Folder Naming Convention
Name the folder using the sourceID provided in the table of sources. This should be a numeric value. For example if sourceID = 2, the folder will be named “2”.

1.6 Identify the number of red lists in the source and report progress

Multiple red lists per source
Each source may contain multiple red lists, which are loosely defined as lists of species assessed for extinction risk within a specific geographic and taxonomic scope.

What is a red list for RegRed?

A red list is uniquely identified by the combination of:

taxonomicScope: Each red list must have a unique taxonomic scope. As the project focuses on tetrapods, begin by identifying the class of organisms in the source (e.g., Amphibia, Reptilia, Aves, Mammalia). The maximum taxonomicScope is class; the minimum could be any. To determine this, considering the following:
- Primary division: Split by class (Amphibia, Reptilia, Aves, Mammalia) as the default level of taxonomicScope.
- Lower-level division: If the source provides distinct assessments within the same class (e.g., separate evaluations for breeding vs. non-breeding birds), you must divide further into order, family, or other relevant groups. However, do not divide into lower taxonomic levels unless the source clearly distinguishes them with separate assessments (e.g., a species has “LC” for a breeding population and “EN” for a non-breeding).
redlistLocation: Each red list must have a unique location. This can be a country, stateProvince, county, locality, or a named custom region.
redlistDate: Each red list must have a unique date. We will use the year the assessment was conducted.

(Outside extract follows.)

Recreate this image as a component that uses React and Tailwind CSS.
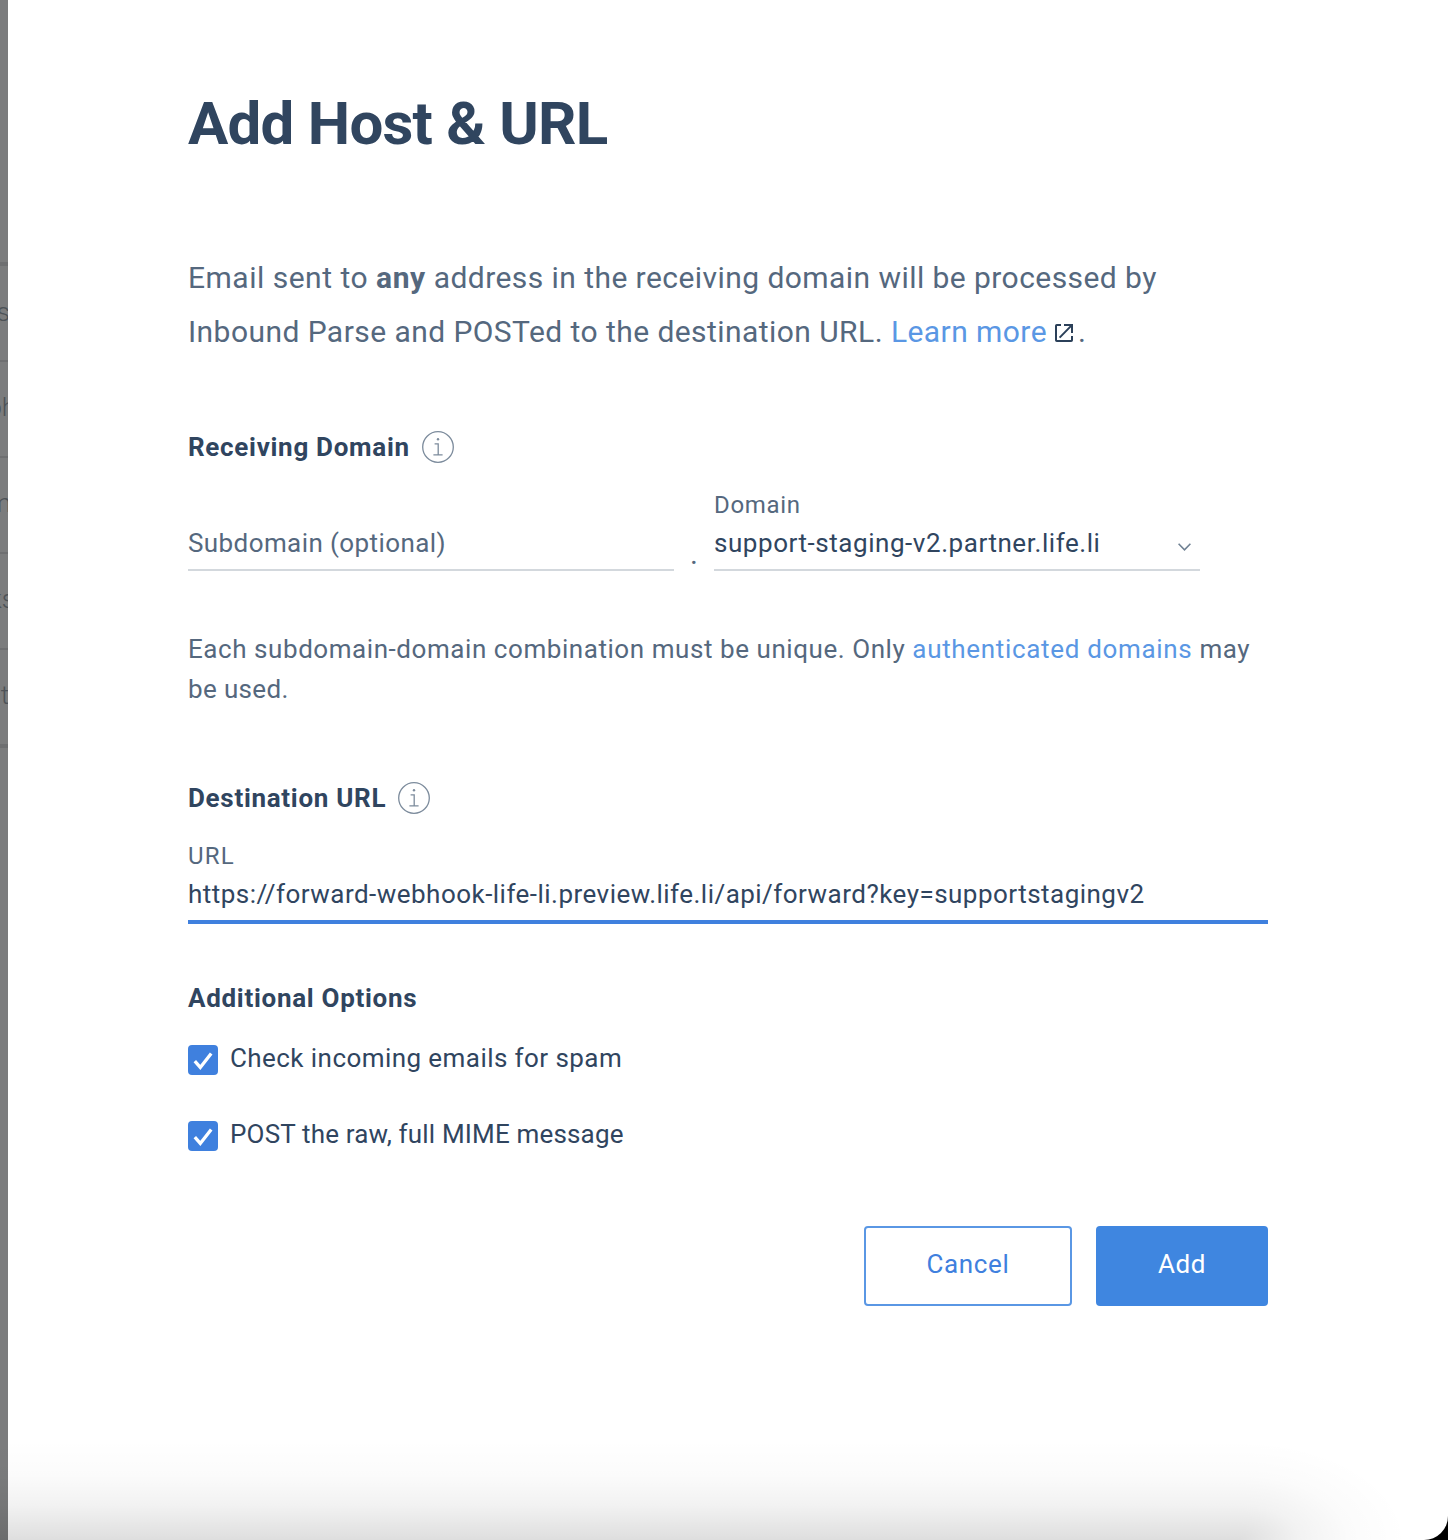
function InfoIcon() {
  return (
    <svg className="size-8 shrink-0" viewBox="0 0 32 32" fill="none" stroke="#7c8b9c" strokeWidth="1.3">
      <circle cx="16" cy="16" r="15.3" />
      <path d="M12.6 12.8h3.6v11M11.4 23.8h9.2" strokeWidth="1.3" />
      <circle cx="16" cy="8.2" r="1.2" fill="#7c8b9c" stroke="none" />
    </svg>
  );
}

function ExternalIcon() {
  return (
    <svg className="inline-block size-[18px] ml-[7.5px] mr-[5.5px] align-[0px]" viewBox="0 0 18 18" fill="none" stroke="#2b4059" strokeWidth="2">
      <path d="M6 1H1.8a.8.8 0 0 0-.8.8v14.4a.8.8 0 0 0 .8.8h14.4a.8.8 0 0 0 .8-.8V12" />
      <path d="M9 1h8v8M16.6 1.4L4.6 13.6" />
    </svg>
  );
}

function Heading({ children, info, className }) {
  return (
    <div className={"flex h-8 items-center gap-3 " + className}>
      <h2 className="text-[26px] leading-8 font-bold tracking-[0.7px] text-[#30455f]">{children}</h2>
      {info && <InfoIcon />}
    </div>
  );
}

function Option({ children, className }) {
  return (
    <label className={"flex h-8 items-start " + className}>
      <span className="mt-[3px] flex size-[30px] items-center justify-center rounded-[4px] bg-[#3f80de]">
        <svg className="size-[30px]" viewBox="0 0 30 30" fill="none" stroke="#fff" strokeWidth="3.3">
          <path d="M6.8 16.2l5.5 6.2L23.2 8.4" />
        </svg>
      </span>
      <span className="ml-3 text-[26px] leading-8 text-[#30455f]">{children}</span>
    </label>
  );
}

const behind = [
  ["s", "h-[98px] border-t-4 pb-[2px]", "-mr-[2px]"],
  ["oh", "h-24 border-t-2 pb-1", "-mr-[8px]"],
  ["m", "h-24 border-t-2 pb-1", "-mr-[3px]"],
  ["ks", "h-24 border-t-2 pb-1", "-mr-[7px]"],
  ["t", "h-24 border-t-2 pb-1", "-mr-[1px]"],
];

export default function App() {
  return (
    <div className="relative flex h-[1540px] w-[1448px] overflow-hidden bg-black font-[Roboto,sans-serif]">
      <div className="w-2 shrink-0 overflow-hidden bg-[#7b7c7d] pt-[262px]">
        {behind.map(([text, row, shift]) => (
          <div key={text} className={"flex items-center justify-end border-[#6e6f71] text-[26px] font-light text-[#4d5257] " + row}>
            <span className={shift}>{text}</span>
          </div>
        ))}
        <div className="h-1 bg-[#6e6f71]" />
      </div>

      <div className="flex grow bg-[linear-gradient(to_right,#7b7c7d_50%,#000_50%)]">
        <main className="flex grow flex-col rounded-br-[24px] bg-white pt-[88px] pr-[180px] pl-[180px]">
          <h1 className="text-[60px] leading-[72px] font-bold tracking-[-0.75px] text-[#30455f]">Add Host &amp; URL</h1>

          <p className="mt-[91px] text-[30px] leading-[54px] tracking-[0.44px] whitespace-nowrap text-[#55687e]">
            <span className="tracking-[0.5px]">Email sent to </span><b className="tracking-[0.6px]">any</b> address in the receiving domain will be processed by
            <br />
            Inbound Parse and POSTed to the destination URL. <a className="text-[#5a97e4]">Learn more</a>
            <ExternalIcon />.
          </p>

          <Heading info className="mt-[72px]">Receiving Domain</Heading>

          <div className="mt-[30px] flex">
            <div className="flex w-[486px] flex-col border-b-2 border-[#d3d8dd] pt-[34px] pb-[10px]">
              <span className="text-[26px] leading-8 tracking-[0.41px] text-[#55687e]">Subdomain (optional)</span>
            </div>
            <span className="w-10 self-end pb-px text-center text-[30px] leading-8 text-[#55687e]">.</span>
            <div className="flex w-[486px] flex-col border-b-2 border-[#d3d8dd]">
              <span className="text-2xl leading-6 tracking-[0.7px] text-[#55687e]">Domain</span>
              <div className="mt-[10px] mb-[10px] flex items-center justify-between pr-[9px]">
                <span className="text-[26px] leading-8 tracking-[0.55px] text-[#30455f]">support-staging-v2.partner.life.li</span>
                <svg className="mt-[7px] h-2 w-[13px]" viewBox="0 0 13 8" fill="none" stroke="#6f8193" strokeWidth="1.6">
                  <path d="M.6.8l5.9 6 5.9-6" />
                </svg>
              </div>
            </div>
          </div>

          <p className="mt-[58px] text-[26px] leading-10 tracking-[0.56px] whitespace-nowrap text-[#55687e]">
            Each subdomain-domain combination must be unique. Only{" "}
            <a className="tracking-[0.67px] text-[#5a97e4]">authenticated domains</a> may
            <br />
            <span className="tracking-[0.35px]">be used.</span>
          </p>

          <Heading info className="mt-[73px]">Destination URL</Heading>
          <div className="mt-[30px] flex flex-col border-b-4 border-[#3f80de] pb-[10px]">
            <span className="text-2xl leading-6 tracking-[1.2px] text-[#55687e]">URL</span>
            <span className="mt-[10px] text-[26px] leading-8 tracking-[0.47px] whitespace-nowrap text-[#30455f]">
              https://forward-webhook-life-li.preview.life.li/api/forward?key=supportstagingv2
            </span>
          </div>

          <Heading className="mt-[58px]">Additional Options</Heading>
          <Option className="mt-7"><span className="tracking-[0.43px]">Check incoming emails for spam</span></Option>
          <Option className="mt-11"><span className="tracking-[0.17px]">POST the raw, full MIME message</span></Option>

          <div className="mt-[76px] flex justify-end gap-6">
            <button className="h-20 w-[208px] rounded border-2 border-[#5a97e4] pb-1 text-[26px] tracking-[0.64px] text-[#3f80de]">Cancel</button>
            <button className="h-20 w-[172px] rounded bg-[#3f86e0] pb-1 text-[26px] tracking-[0.5px] text-white">Add</button>
          </div>
        </main>
      </div>

      <div className="pointer-events-none absolute bottom-0 left-0 flex h-[100px] w-[1448px]">
        <div className="w-[1240px] bg-[linear-gradient(to_top,rgba(0,0,0,0.13),rgba(0,0,0,0.05)_35%,rgba(0,0,0,0.015)_65%,transparent)]" />
        <div className="w-[208px] bg-[radial-gradient(168px_100px_at_0%_100%,rgba(0,0,0,0.13),rgba(0,0,0,0.05)_35%,rgba(0,0,0,0.015)_65%,transparent)]" />
      </div>
    </div>
  );
}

If you are uncertain about how to define the taxonomicScope for a source, consult Flo for guidance.

If the source has multiple classes in one

Some sources (e.g., Fauna, Vertebrates, Amphibians and Reptiles) may contain unsorted species tables that mix several taxonomic classes. Manually separating these can be time-consuming.

If the source is easy to extract as a whole but difficult to split by class, you can use our split_script to automatically divide the Excel file into multiple class-specific files.

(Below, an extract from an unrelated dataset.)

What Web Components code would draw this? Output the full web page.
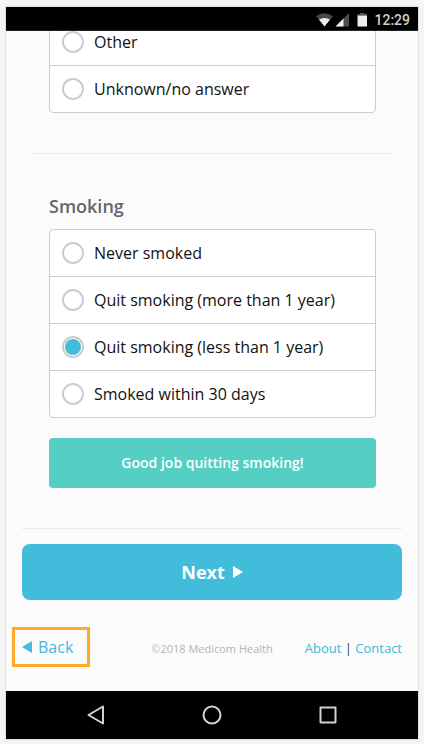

However, to be able to do this, you must have extracted all the information in the red list first. Once you have done it, see the instruction in the 2.4 Filling the taxon_assessment table section to use the script to divide the file into classes.

Report your progress
To help track the scope and complexity of each source and inform extraction planning, after you have identified the number of red lists in the source, indicate your progress by filling in the following column in the table of sources:

numberOfRedlists: The number of identified redlists in the source | values: 1, 2, 3, 4, …, N.

This number will also be used to name the red list files (see next step).

1.7 Create and name red list files using `redlistID`

Always work locally = in your computer, and not online

Download the templates and work on them in your local machine. Do not work online in the folder of the source. The documents in there, should be the fully extracted versions.

Be aware that template files may be updated over time, therefore you should not reuse previously downloaded versions. You should always check the status of the file online and download the latest version of the template.

Instructions for red list files
For each red list identified within a source, create a copy of the template for data extraction following these steps:

File Creation
Make a local copy in your computer of the template for data extraction for each red list identified in the source.
File Naming Convention
Name each file using the sourceID followed by an underscore and a sequential number. For example: sourceID_1, sourceID_2, …, sourceID_n where n is the total number of red lists in that source.
File Location
Once you have finished extracting the source (and your peer has checked the file), you will save all files in the folder named after the sourceID.

Double-Check
Make sure the numbering matches the total number of red lists recorded in the table of sources under numberOfRedlists.